Suppose $g$ is a Riemannian metric on a manifold, and $X$ is a smooth vector field. Show that $$(\mathcal{L}_Xg)_{ij} = \nabla_iX_j + \nabla_jX_i$$
I've been able to obtain that $$(\mathcal{L}_Xg)(\frac{\partial}{\partial x^i},\frac{\partial}{\partial x^j} ) = g(\nabla_{\frac{\partial}{\partial x^i}}X, \frac{\partial}{\partial x^j}) + g(\frac{\partial}{\partial x^i}, \nabla_{\frac{\partial}{\partial x^j}}X)$$
but when I expand this in local coordinates I get a bunch of pesky $g_{ij}$ terms that I can't make disappear. It also seems somewhat odd to me that the Lie derivative of a metric yields an answer that is a sum of derivatives of component functions of $X$. This makes it seem like the Lie Derivative of a metric is not dependent on the metric.
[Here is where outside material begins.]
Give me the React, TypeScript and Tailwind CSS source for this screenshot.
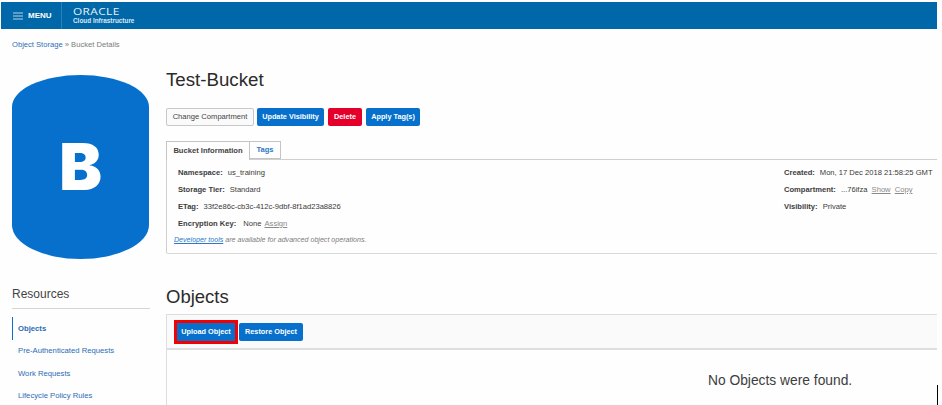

Maybe I have misunderstood the author's notation, but I would like to see an explicit computation from my step to the final answer, as most sources I've found seem to gloss over it.
Your result is correct: one first computes $\mathcal L _X \big( g (Y,Z) \big)$, in this one replaces $X \cdot g(Y,Z)$ with the formula obtained from the fact that $\nabla$ is a metric connection, then using that $T(X,Y) = 0$ one gets $(\mathcal L _X) (Y, Z) = g(\nabla _Y X, Z) + g(Y, \nabla _Z X)$.
The author's formula is true with one condition, though: that instead of working with the local frame $\{ \partial _i \} _{i = 1, \dots, n}$ one should work with an orthonormal frame $\{ e _i \} _{i = 1, \dots, n}$. This follows easily from writing that $0 = \nabla _{e_i} g(e_j, e_k)$; assume that $\nabla _{e_i} e_a = A _{i a} ^b e_b$ (note that these are not necessarily Christoffel's coefficients) and do the computations having in mind that $g_{ij} = \delta _{ij}$ (Kronecker's delta). You will get that $A_{ji} ^k + A_{ki} ^j = 0$. Plug this in the result that you yourself have obtained and you will quickly obtain the author's formula.
To conclude, I suspect that the author must have made the assumption somewhere that he works with an orthonormal frame.